Exercise requirements: Reproduce all the lines below exactly and omit the images.
※ ※ ※
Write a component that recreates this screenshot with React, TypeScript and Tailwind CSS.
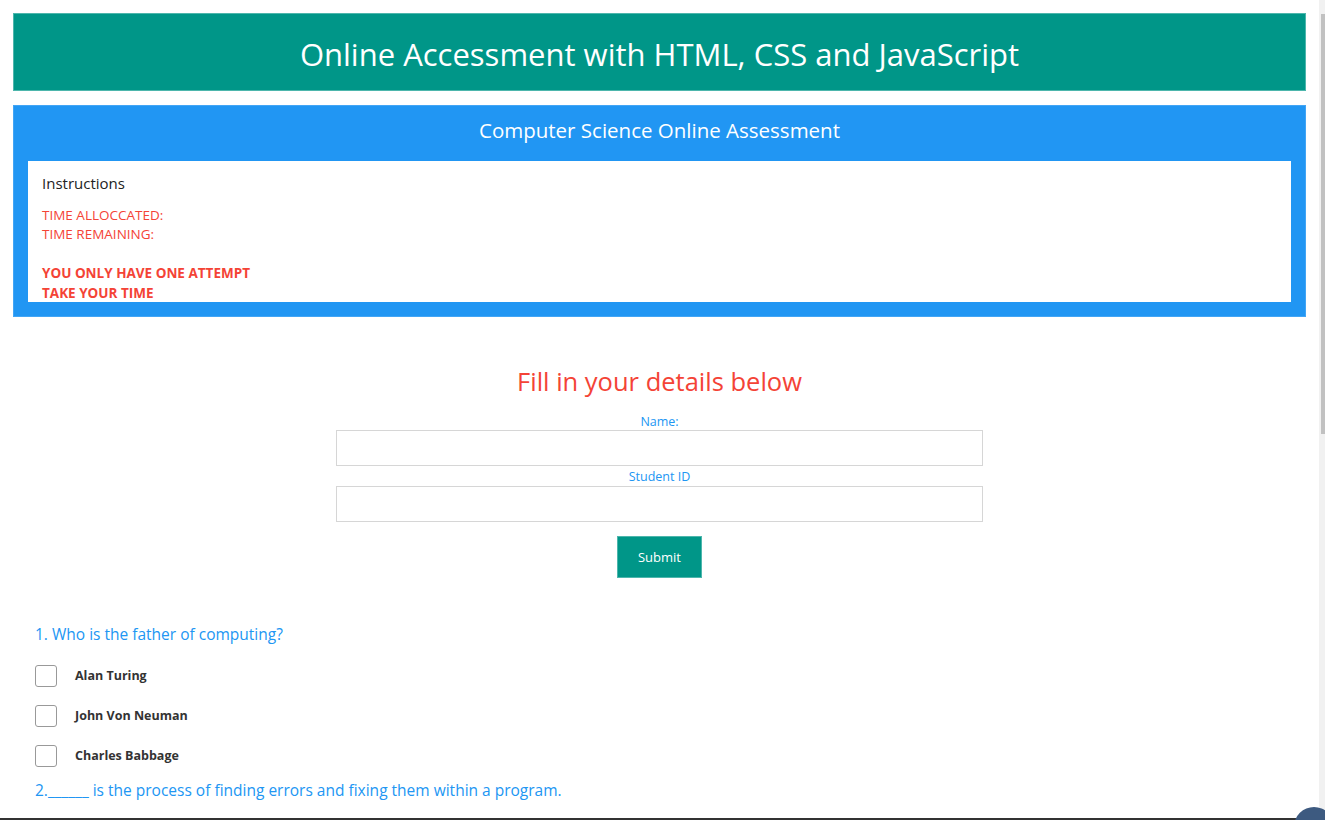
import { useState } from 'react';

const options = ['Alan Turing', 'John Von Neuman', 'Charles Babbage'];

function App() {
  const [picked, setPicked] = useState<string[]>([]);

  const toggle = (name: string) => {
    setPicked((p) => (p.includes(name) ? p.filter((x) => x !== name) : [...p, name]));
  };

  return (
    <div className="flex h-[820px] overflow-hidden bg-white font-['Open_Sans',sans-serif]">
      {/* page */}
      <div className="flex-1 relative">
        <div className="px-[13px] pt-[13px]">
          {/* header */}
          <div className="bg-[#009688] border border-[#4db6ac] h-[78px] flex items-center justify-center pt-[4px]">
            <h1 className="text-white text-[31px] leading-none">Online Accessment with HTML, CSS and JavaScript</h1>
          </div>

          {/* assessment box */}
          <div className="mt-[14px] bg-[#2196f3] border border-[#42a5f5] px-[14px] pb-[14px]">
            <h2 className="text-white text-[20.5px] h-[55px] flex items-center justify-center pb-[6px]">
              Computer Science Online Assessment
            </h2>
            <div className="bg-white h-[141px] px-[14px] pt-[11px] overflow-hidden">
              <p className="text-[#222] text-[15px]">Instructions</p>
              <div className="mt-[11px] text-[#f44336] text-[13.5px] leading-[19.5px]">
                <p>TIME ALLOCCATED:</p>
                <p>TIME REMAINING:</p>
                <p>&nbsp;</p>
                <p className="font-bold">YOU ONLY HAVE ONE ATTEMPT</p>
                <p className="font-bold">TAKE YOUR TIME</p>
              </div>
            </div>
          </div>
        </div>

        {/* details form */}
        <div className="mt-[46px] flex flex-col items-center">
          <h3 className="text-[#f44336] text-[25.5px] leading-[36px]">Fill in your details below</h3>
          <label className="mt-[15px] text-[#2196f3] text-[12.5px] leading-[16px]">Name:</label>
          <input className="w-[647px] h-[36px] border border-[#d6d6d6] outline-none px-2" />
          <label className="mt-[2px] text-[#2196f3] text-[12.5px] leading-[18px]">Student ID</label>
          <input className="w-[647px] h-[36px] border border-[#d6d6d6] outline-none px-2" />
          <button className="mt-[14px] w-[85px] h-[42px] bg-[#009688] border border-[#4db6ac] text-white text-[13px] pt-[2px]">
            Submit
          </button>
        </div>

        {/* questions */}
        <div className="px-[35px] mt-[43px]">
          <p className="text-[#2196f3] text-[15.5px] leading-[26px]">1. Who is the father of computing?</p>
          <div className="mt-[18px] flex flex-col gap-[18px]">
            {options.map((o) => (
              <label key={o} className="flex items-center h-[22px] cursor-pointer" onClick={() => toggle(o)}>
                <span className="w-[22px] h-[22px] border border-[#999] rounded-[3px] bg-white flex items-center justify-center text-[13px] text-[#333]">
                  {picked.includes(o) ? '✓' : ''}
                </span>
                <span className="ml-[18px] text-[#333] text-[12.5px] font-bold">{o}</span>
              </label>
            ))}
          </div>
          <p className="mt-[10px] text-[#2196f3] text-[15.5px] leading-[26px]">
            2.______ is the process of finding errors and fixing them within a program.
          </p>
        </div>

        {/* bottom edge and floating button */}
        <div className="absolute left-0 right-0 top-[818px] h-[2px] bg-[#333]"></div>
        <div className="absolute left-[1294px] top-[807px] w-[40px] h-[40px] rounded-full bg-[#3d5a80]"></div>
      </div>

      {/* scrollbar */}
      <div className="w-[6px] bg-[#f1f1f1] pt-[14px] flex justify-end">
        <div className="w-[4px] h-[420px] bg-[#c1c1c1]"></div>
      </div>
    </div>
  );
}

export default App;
※ ※ ※
Written solution:
Write a component that recreates this screenshot with React, TypeScript and Tailwind CSS.
import { useState } from 'react';

const options = ['Alan Turing', 'John Von Neuman', 'Charles Babbage'];

function App() {
  const [picked, setPicked] = useState<string[]>([]);

  const toggle = (name: string) => {
    setPicked((p) => (p.includes(name) ? p.filter((x) => x !== name) : [...p, name]));
  };

  return (
    <div className="flex h-[820px] overflow-hidden bg-white font-['Open_Sans',sans-serif]">
      {/* page */}
      <div className="flex-1 relative">
        <div className="px-[13px] pt-[13px]">
          {/* header */}
          <div className="bg-[#009688] border border-[#4db6ac] h-[78px] flex items-center justify-center pt-[4px]">
            <h1 className="text-white text-[31px] leading-none">Online Accessment with HTML, CSS and JavaScript</h1>
          </div>

          {/* assessment box */}
          <div className="mt-[14px] bg-[#2196f3] border border-[#42a5f5] px-[14px] pb-[14px]">
            <h2 className="text-white text-[20.5px] h-[55px] flex items-center justify-center pb-[6px]">
              Computer Science Online Assessment
            </h2>
            <div className="bg-white h-[141px] px-[14px] pt-[11px] overflow-hidden">
              <p className="text-[#222] text-[15px]">Instructions</p>
              <div className="mt-[11px] text-[#f44336] text-[13.5px] leading-[19.5px]">
                <p>TIME ALLOCCATED:</p>
                <p>TIME REMAINING:</p>
                <p>&nbsp;</p>
                <p className="font-bold">YOU ONLY HAVE ONE ATTEMPT</p>
                <p className="font-bold">TAKE YOUR TIME</p>
              </div>
            </div>
          </div>
        </div>

        {/* details form */}
        <div className="mt-[46px] flex flex-col items-center">
          <h3 className="text-[#f44336] text-[25.5px] leading-[36px]">Fill in your details below</h3>
          <label className="mt-[15px] text-[#2196f3] text-[12.5px] leading-[16px]">Name:</label>
          <input className="w-[647px] h-[36px] border border-[#d6d6d6] outline-none px-2" />
          <label className="mt-[2px] text-[#2196f3] text-[12.5px] leading-[18px]">Student ID</label>
          <input className="w-[647px] h-[36px] border border-[#d6d6d6] outline-none px-2" />
          <button className="mt-[14px] w-[85px] h-[42px] bg-[#009688] border border-[#4db6ac] text-white text-[13px] pt-[2px]">
            Submit
          </button>
        </div>

        {/* questions */}
        <div className="px-[35px] mt-[43px]">
          <p className="text-[#2196f3] text-[15.5px] leading-[26px]">1. Who is the father of computing?</p>
          <div className="mt-[18px] flex flex-col gap-[18px]">
            {options.map((o) => (
              <label key={o} className="flex items-center h-[22px] cursor-pointer" onClick={() => toggle(o)}>
                <span className="w-[22px] h-[22px] border border-[#999] rounded-[3px] bg-white flex items-center justify-center text-[13px] text-[#333]">
                  {picked.includes(o) ? '✓' : ''}
                </span>
                <span className="ml-[18px] text-[#333] text-[12.5px] font-bold">{o}</span>
              </label>
            ))}
          </div>
          <p className="mt-[10px] text-[#2196f3] text-[15.5px] leading-[26px]">
            2.______ is the process of finding errors and fixing them within a program.
          </p>
        </div>

        {/* bottom edge and floating button */}
        <div className="absolute left-0 right-0 top-[818px] h-[2px] bg-[#333]"></div>
        <div className="absolute left-[1294px] top-[807px] w-[40px] h-[40px] rounded-full bg-[#3d5a80]"></div>
      </div>

      {/* scrollbar */}
      <div className="w-[6px] bg-[#f1f1f1] pt-[14px] flex justify-end">
        <div className="w-[4px] h-[420px] bg-[#c1c1c1]"></div>
      </div>
    </div>
  );
}

export default App;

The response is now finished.